I've found it's different with different children. My first, a very verbal child, started potty training herself at 18 mo. I was pregnant and did very little except have a few potties around the house and let her be naked a lot. She just started using it one day and that was it. She probably only peed on the floor a few times. She wasn't night trained until about 3 (I did use pull-ups at night) when she told me no more pullups. She probably has had 3 accidents ever. I did nothing,I wish I knew how to make my next child repeat that LOL. I *know* I just really lucked out with her.
So my son I started the same deal, about 24 months he started being interested in what I was doing (handing me toilet paper, etc) so I got the potties out. I could get him to sit before bath (we'd read a book) and we did that for awhile, he would not use it at all in the daytime, and would pee on the floor like no big deal. So I casually started at 24 months, never pushing (he would tell me NO and I'd just accept it) but closer to 3 he finally really got it, and potty trained at 3. And he still had accidents at night until he was 5. Even at age 3, IRL, he was one of the youngest boys I knew. Most pottylearned/trained a little older than that, closer to 3.5 I'd say. Girls were younger, prob more like 2.5.

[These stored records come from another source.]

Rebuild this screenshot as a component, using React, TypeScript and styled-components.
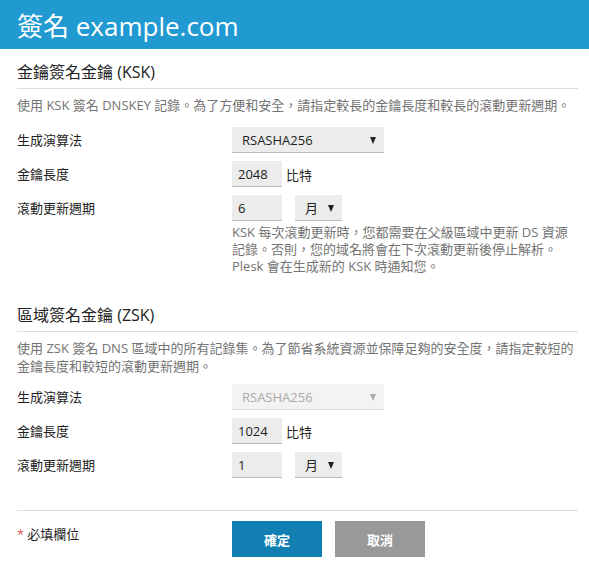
import React from 'react';
import styled, { createGlobalStyle } from 'styled-components';

const GlobalStyle = createGlobalStyle`
  body {
    margin: 0;
    background: #fff;
    font-family: 'Open Sans', 'Noto Sans CJK TC', sans-serif;
    font-size: 13px;
    color: #222;
  }
`;

const Header = styled.div`
  height: 49px;
  display: flex;
  align-items: center;
  padding-left: 17px;
  background: #219ad2;
  color: #fff;
  font-size: 26px;
`;

const Body = styled.div`
  padding: 0 11px 0 17px;
`;

const SectionTitle = styled.div<{ $top: number }>`
  margin-top: ${(p) => p.$top}px;
  padding-bottom: 5px;
  border-bottom: 1px solid #ddd;
  font-size: 16px;
  line-height: 21px;
  color: #222;
`;

const Description = styled.p<{ $bottom: number }>`
  margin: 7px 0 ${(p) => p.$bottom}px;
  font-size: 13px;
  line-height: 18px;
  color: #737373;
`;

const Row = styled.div`
  display: grid;
  grid-template-columns: 215px 1fr;
  align-items: start;
  margin-bottom: 8px;
`;

const Label = styled.div`
  line-height: 26px;
  font-size: 13px;
  color: #222;
`;

const Field = styled.div`
  display: flex;
  flex-direction: column;
`;

const Inline = styled.div`
  display: flex;
  align-items: center;
`;

const Box = styled.div<{ $width: number; $disabled?: boolean }>`
  box-sizing: border-box;
  width: ${(p) => p.$width}px;
  height: 26px;
  display: flex;
  align-items: center;
  justify-content: space-between;
  padding: 0 8px 0 6px;
  background: ${(p) => (p.$disabled ? '#f3f3f3' : '#ececec')};
  border-bottom: 1px solid ${(p) => (p.$disabled ? '#dcdcdc' : '#b3bcc4')};
  color: ${(p) => (p.$disabled ? '#aaa' : '#222')};
  font-size: 13px;
`;

const SelectBox = styled(Box)`
  padding-left: 10px;
`;

const Arrow = styled.span<{ $disabled?: boolean }>`
  width: 0;
  height: 0;
  margin-top: 1px;
  border-left: 3.5px solid transparent;
  border-right: 3.5px solid transparent;
  border-top: 7px solid ${(p) => (p.$disabled ? '#aaa' : '#222')};
`;

const Unit = styled.span`
  margin-left: 4px;
  font-size: 13px;
`;

const Spacer = styled.span`
  width: 13px;
`;

const Help = styled.div`
  margin-top: 3px;
  font-size: 13px;
  line-height: 17px;
  color: #737373;
`;

const Divider = styled.div`
  margin-top: 32px;
  border-top: 1px solid #ddd;
`;

const Footer = styled.div`
  display: grid;
  grid-template-columns: 215px auto;
  padding-top: 10px;
`;

const Required = styled.div`
  line-height: 26px;
  font-size: 13px;
  color: #222;
`;

const Star = styled.span`
  color: #d9534f;
  margin-right: 3px;
`;

const Buttons = styled.div`
  display: flex;
  gap: 13px;
`;

const Button = styled.button<{ $primary?: boolean }>`
  width: 90px;
  height: 36px;
  border: none;
  padding: 0;
  background: ${(p) => (p.$primary ? '#127fb2' : '#999')};
  color: #fff;
  font-family: inherit;
  font-size: 13px;
  font-weight: bold;
`;

const Select = ({ value, width, disabled }: { value: string; width: number; disabled?: boolean }) => (
  <SelectBox $width={width} $disabled={disabled}>
    <span>{value}</span>
    <Arrow $disabled={disabled} />
  </SelectBox>
);

const KeySection = ({
  title,
  top,
  desc,
  descBottom,
  algDisabled,
  length,
  period,
  help,
}: {
  title: string;
  top: number;
  desc: React.ReactNode;
  descBottom: number;
  algDisabled?: boolean;
  length: string;
  period: string;
  help?: React.ReactNode;
}) => (
  <>
    <SectionTitle $top={top}>{title}</SectionTitle>
    <Description $bottom={descBottom}>{desc}</Description>
    <Row>
      <Label>生成演算法</Label>
      <Field>
        <Select value="RSASHA256" width={152} disabled={algDisabled} />
      </Field>
    </Row>
    <Row>
      <Label>金鑰長度</Label>
      <Inline>
        <Box $width={50}>{length}</Box>
        <Unit>比特</Unit>
      </Inline>
    </Row>
    <Row>
      <Label>滾動更新週期</Label>
      <Field>
        <Inline>
          <Box $width={50}>{period}</Box>
          <Spacer />
          <Select value="月" width={47} />
        </Inline>
        {help && <Help>{help}</Help>}
      </Field>
    </Row>
  </>
);

export default function App() {
  return (
    <>
      <GlobalStyle />
      <Header>簽名 example.com</Header>
      <Body>
        <KeySection
          title="金鑰簽名金鑰 (KSK)"
          top={13}
          descBottom={13}
          desc="使用 KSK 簽名 DNSKEY 記錄。為了方便和安全，請指定較長的金鑰長度和較長的滾動更新週期。"
          length="2048"
          period="6"
          help={
            <>
              KSK 每次滾動更新時，您都需要在父級區域中更新 DS 資源
              <br />
              記錄。否則，您的域名將會在下次滾動更新後停止解析。
              <br />
              Plesk 會在生成新的 KSK 時通知您。
            </>
          }
        />
        <KeySection
          title="區域簽名金鑰 (ZSK)"
          top={30}
          descBottom={9}
          desc={
            <>
              使用 ZSK 簽名 DNS 區域中的所有記錄集。為了節省系統資源並保障足夠的安全度，請指定較短的
              <br />
              金鑰長度和較短的滾動更新週期。
            </>
          }
          algDisabled
          length="1024"
          period="1"
        />
        <Divider />
        <Footer>
          <Required>
            <Star>*</Star>必填欄位
          </Required>
          <Buttons>
            <Button $primary>確定</Button>
            <Button>取消</Button>
          </Buttons>
        </Footer>
      </Body>
    </>
  );
}
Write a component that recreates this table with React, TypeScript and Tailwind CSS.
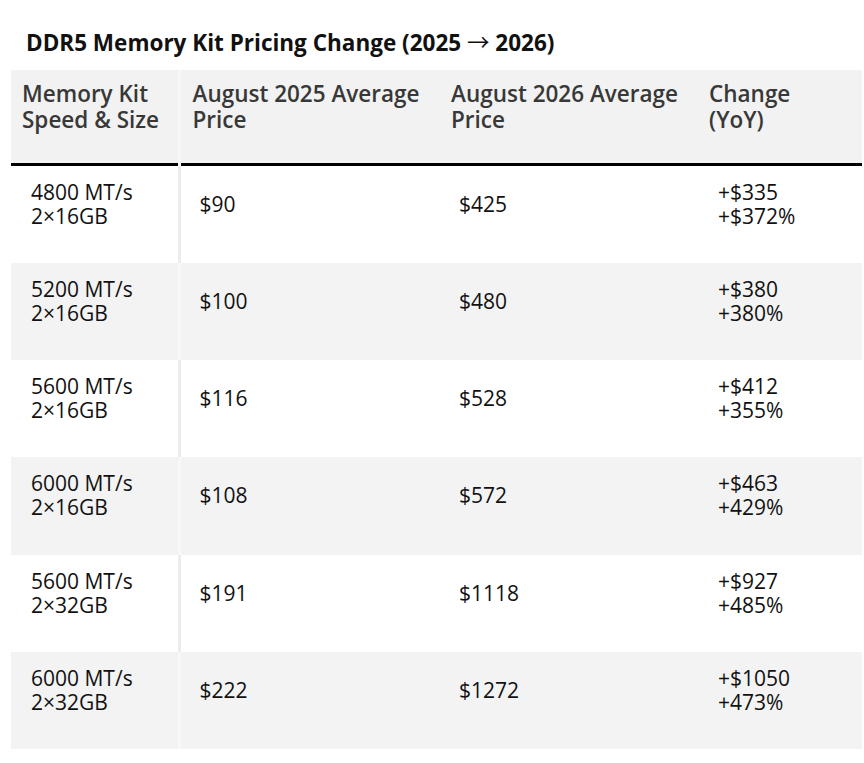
import React from "react";

interface Row {
  kit: [string, string];
  aug2025: string;
  aug2026: string;
  change: [string, string];
}

const rows: Row[] = [
  { kit: ["4800 MT/s", "2×16GB"], aug2025: "$90", aug2026: "$425", change: ["+$335", "+$372%"] },
  { kit: ["5200 MT/s", "2×16GB"], aug2025: "$100", aug2026: "$480", change: ["+$380", "+380%"] },
  { kit: ["5600 MT/s", "2×16GB"], aug2025: "$116", aug2026: "$528", change: ["+$412", "+355%"] },
  { kit: ["6000 MT/s", "2×16GB"], aug2025: "$108", aug2026: "$572", change: ["+$463", "+429%"] },
  { kit: ["5600 MT/s", "2×32GB"], aug2025: "$191", aug2026: "$1118", change: ["+$927", "+485%"] },
  { kit: ["6000 MT/s", "2×32GB"], aug2025: "$222", aug2026: "$1272", change: ["+$1050", "+473%"] },
];

const headers = [
  ["Memory Kit", "Speed & Size"],
  ["August 2025 Average", "Price"],
  ["August 2026 Average", "Price"],
  ["Change", "(YoY)"],
];

export default function App() {
  return (
    <div
      className="min-h-[763px] w-[864px] bg-white pl-[11px] pr-[2px] pt-[26px] text-black"
      style={{ fontFamily: '"Open Sans", "Noto Sans", sans-serif' }}
    >
      <h2 className="pl-[15px] text-[22.5px] font-bold leading-[30px] text-[#111]">
        DDR5 Memory Kit Pricing Change (2025{" "}
        <span
          className="font-normal"
          style={{ fontFamily: '"Noto Sans CJK SC", "DejaVu Sans", sans-serif' }}
        >
          →
        </span>{" "}
        2026)
      </h2>

      <table className="mt-[12px] w-[851px] table-fixed border-collapse">
        <colgroup>
          <col className="w-[168px]" />
          <col className="w-[260px]" />
          <col className="w-[258px]" />
          <col className="w-[165px]" />
        </colgroup>
        <thead>
          <tr className="h-[94px] border-b-[3px] border-black bg-[#f2f2f2]">
            {headers.map((h, i) => (
              <th
                key={i}
                className={
                  i === 0
                    ? "border-r-[3px] border-r-[#f7f7f7] pl-[11px] pt-[11px] text-left align-top text-[22.5px] font-semibold leading-[26px] text-[#383838]"
                    : "pl-[12px] pt-[11px] text-left align-top text-[22.5px] font-semibold leading-[26px] text-[#383838]"
                }
              >
                {h[0]}
                <br />
                {h[1]}
              </th>
            ))}
          </tr>
        </thead>
        <tbody>
          {rows.map((row, i) => {
            const gray = i % 2 === 1;
            return (
              <tr key={i} className={gray ? "h-[97.4px] bg-[#f3f3f3]" : "h-[97.4px] bg-white"}>
                <td
                  className={
                    gray
                      ? "border-r-[3px] border-r-[#f8f8f8] pb-[35px] pl-[20px] pt-[14px] align-middle text-[21px] leading-[24px] text-[#111]"
                      : "border-r-[3px] border-r-[#ececec] pb-[35px] pl-[20px] pt-[14px] align-middle text-[21px] leading-[24px] text-[#111]"
                  }
                >
                  {row.kit[0]}
                  <br />
                  {row.kit[1]}
                </td>
                <td className="pb-[35px] pl-[19px] pt-[14px] align-middle text-[21px] leading-[24px] text-[#111]">
                  {row.aug2025}
                </td>
                <td className="pb-[35px] pl-[20px] pt-[14px] align-middle text-[21px] leading-[24px] text-[#111]">
                  {row.aug2026}
                </td>
                <td className="pb-[35px] pl-[21px] pt-[14px] align-middle text-[21px] leading-[24px] text-[#111]">
                  {row.change[0]}
                  <br />
                  {row.change[1]}
                </td>
              </tr>
            );
          })}
        </tbody>
      </table>
    </div>
  );
}
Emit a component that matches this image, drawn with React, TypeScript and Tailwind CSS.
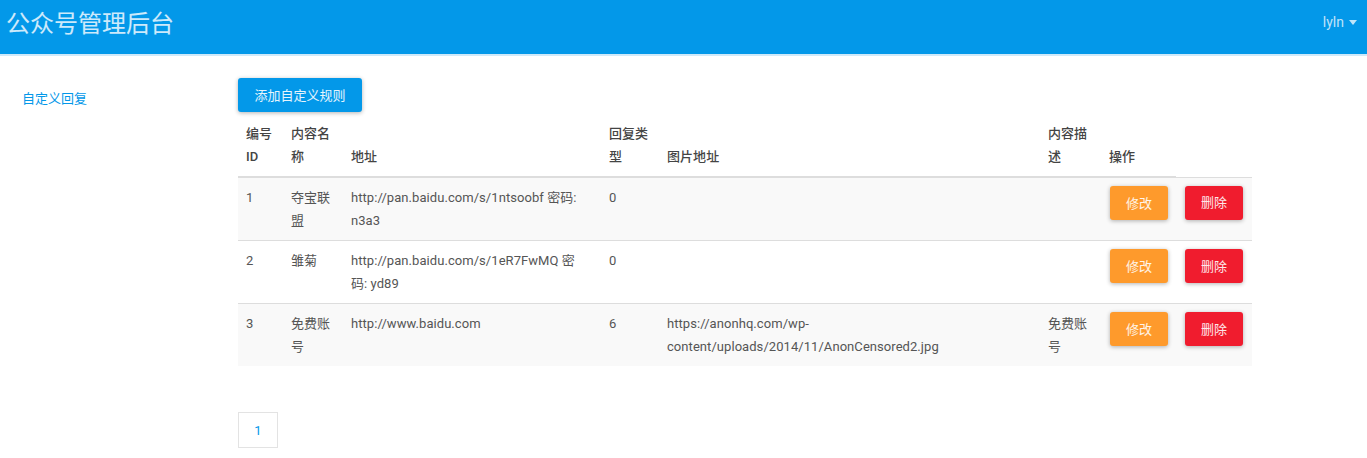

My youngest is 20 months and has been showing interest. I've been letting her have lots of naked time, she rarely has an accident on the floor (she'll hold it or bring me a diaper) and I've had the potty out for a month or so. Today she drug the potty to me and she had peed in it! So I clapped, said "pee pee" and pointed and she clapped too. So I cleaned it out, and she sat and did it again! She ended up peeing on the little potty a few more times before bedtime...so we'll see how she does with me keeping her naked and the potty out. I'll add she's decently verbal. Not as much as DD#1 was, but more than my DS was.
My point being...some kids just really "get it" young, some don't but I've found (from also working at a daycare in the 2-3 yr old room) that you can't PUSH them when they don't want to/aren't ready. Potty learning/training is totally up to them. You can give clues (have potty out, talk about it when you use it, or changing their diaper) but it's really up to them to really take the lead. I have found that the harder you push, often, the more they push back.